If the power outage is longer than a few hours:
* I start running extension cords to the inverter in the RV - I have to pull the fridge out from the wall, plug it into the inverter, run a long extension cord upstairs to power my desktop computer, etc.

This could be better, no?

Ideas:
* get a whole-house battery backup such as Tesla Powerwall. However, I believe powerwalls are not UPSs - they don't switch on immediately, so I'd still need UPSs as well. Is this true?
* replace my grid-tie solar inverter with one which works during an outage, such as the Sunny Boy 5 SPS. However, I belive these are also not UPSs - requires a manual switchover. And if the outage is at night, of course it won't work.
* replace my home-brew UPS with something more substantial: perhaps an EG4 48V battery and a Victron Inverter/charger? I could then plug in all my critrical loads (Server rack, refrigerator, etc.) to the Victron, so they would auto-switch.

Ideas?
 
Whole house back up systems are generally not exactly the same as a UPS in that they normally operate in Pass-Thru mode, inverter not operating, while the grid is available. If there is a power outage the back up system starts inverting and picks up the load. This can take 5 to 20mSeconds so some sensitive items may still need a small UPS. For example an office type tower computer with no internal battery. For most other items like lights, refrigerators or appliances with clocks Etc. The transition is so fast they are not affected. I believe some back up inverters can be configured as a UPS system that is engaged all the time but this is only for a selected few models.
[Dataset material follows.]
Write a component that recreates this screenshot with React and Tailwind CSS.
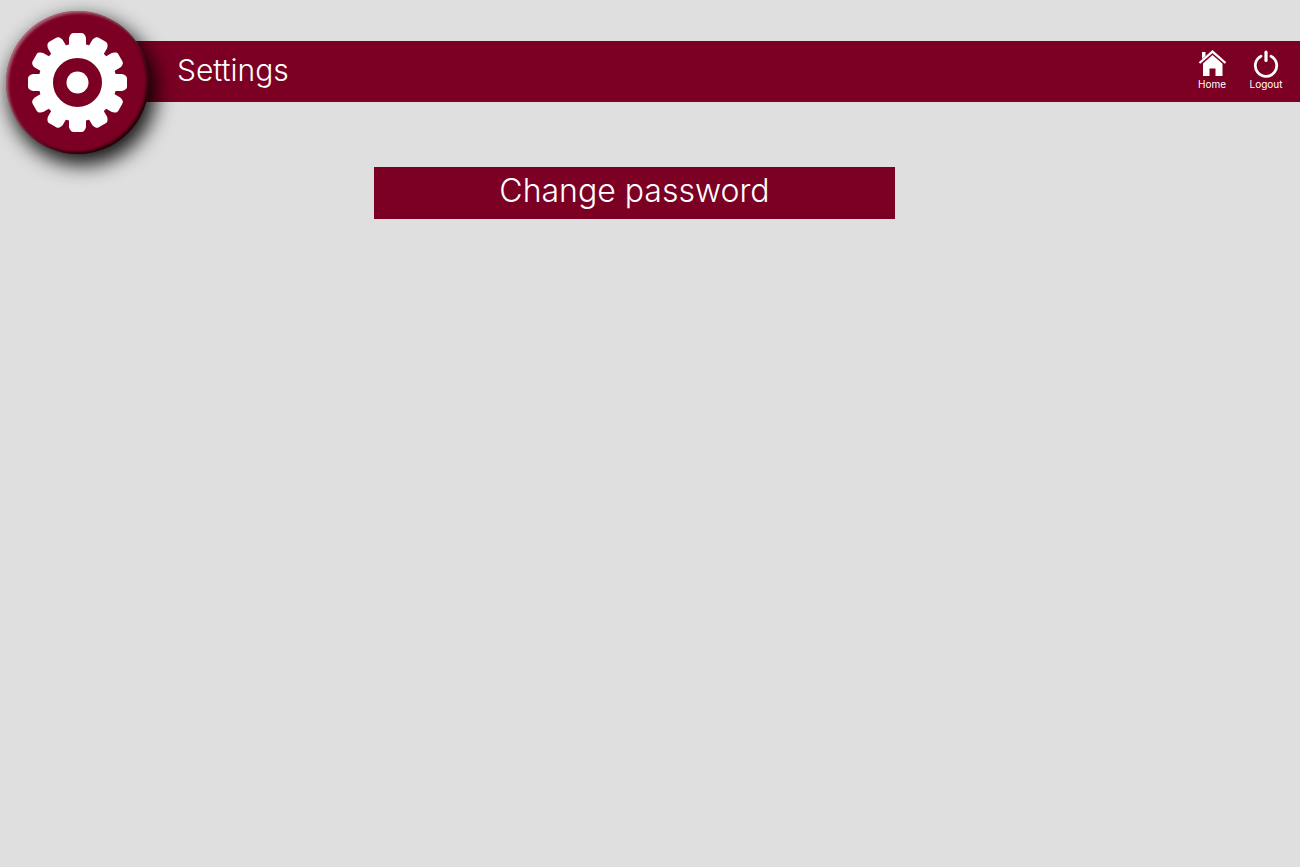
const TEETH = [0, 30, 60, 90, 120, 150, 180, 210, 240, 270, 300, 330];

function GearIcon() {
  return (
    <svg viewBox="-49.5 -49.5 99 99" className="size-[99px]" fill="#fff" aria-hidden="true">
      {TEETH.map((angle) => (
        <path
          key={angle}
          transform={`rotate(${angle})`}
          d="M-8.500 -36V-44.500Q-8 -47 -6.500 -48.500Q-5.500 -49.500 -4 -49.500H4Q5.500 -49.500 6.500 -48.500Q8 -47 8.500 -44.500V-36Z"
        />
      ))}
      <circle r="31.750" fill="none" stroke="#fff" strokeWidth="14.500" />
      <circle r="11" />
    </svg>
  );
}

function HomeIcon() {
  return (
    <svg viewBox="0 0 28 28" className="size-7" fill="#fff" aria-hidden="true">
      <path d="M4 2H7.500V6L4 9Z" />
      <path d="M1.500 13L14.500 1.600L27.500 13" fill="none" stroke="#fff" strokeWidth="2.300" />
      <path d="M14.500 5L24.500 13.700V26H17.500V18.500H11.500V26H5V13.400Z" />
    </svg>
  );
}

function PowerIcon() {
  return (
    <svg viewBox="0 0 28 28" className="size-7" fill="none" stroke="#fff" aria-hidden="true">
      <path d="M9 6.200A10.700 10.700 0 1 0 19 6.200" strokeWidth="2.800" strokeLinecap="round" />
      <path d="M14 2.200V10.500" strokeWidth="3.200" strokeLinecap="round" />
    </svg>
  );
}

function NavLink({ label, children }) {
  return (
    <a href="#" className="flex w-[54px] flex-col items-center text-[10px] leading-3 text-white">
      {children}
      <span>{label}</span>
    </a>
  );
}

export default function App() {
  return (
    <div className="min-h-screen bg-[#dfdfdf] pt-[41px] font-['Century_Gothic','Inter',sans-serif]">
      <header className="relative ml-[77px] flex h-[61px] items-center justify-between bg-[#7b0023] pl-[100px] pr-[7px]">
        <div className="absolute -left-[71px] -top-[30px] flex size-[143px] items-center justify-center rounded-full bg-[#7b0023] shadow-[5px_9px_20px_2px_rgba(0,0,0,0.9),inset_2px_2px_3px_rgba(255,255,255,0.4),inset_-2px_-2px_3px_rgba(0,0,0,0.8)]">
          <GearIcon />
        </div>
        <h1 className="pb-1 text-[30px] font-light leading-10 text-white">Settings</h1>
        <nav className="flex pb-1">
          <NavLink label="Home">
            <HomeIcon />
          </NavLink>
          <NavLink label="Logout">
            <PowerIcon />
          </NavLink>
        </nav>
      </header>
      <main className="flex justify-center pr-[31px] pt-[65px]">
        <button
          type="button"
          className="h-[52px] w-[521px] max-w-full bg-[#7b0023] pb-1 text-[32px] font-light leading-10 text-white"
        >
          Change password
        </button>
      </main>
    </div>
  );
}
You may not need to replace your existing grid tie system as its possible to AC Couple a new battery inverter with the existing system depending on a few factors which I will skip for now in the interest of brevity.

The new system would power your critical loads panel and everything connected to it, however, a smaller UPS may still be necessary for something like a Server Rack that would be sensitive to power fluctuations during the short auto switch period.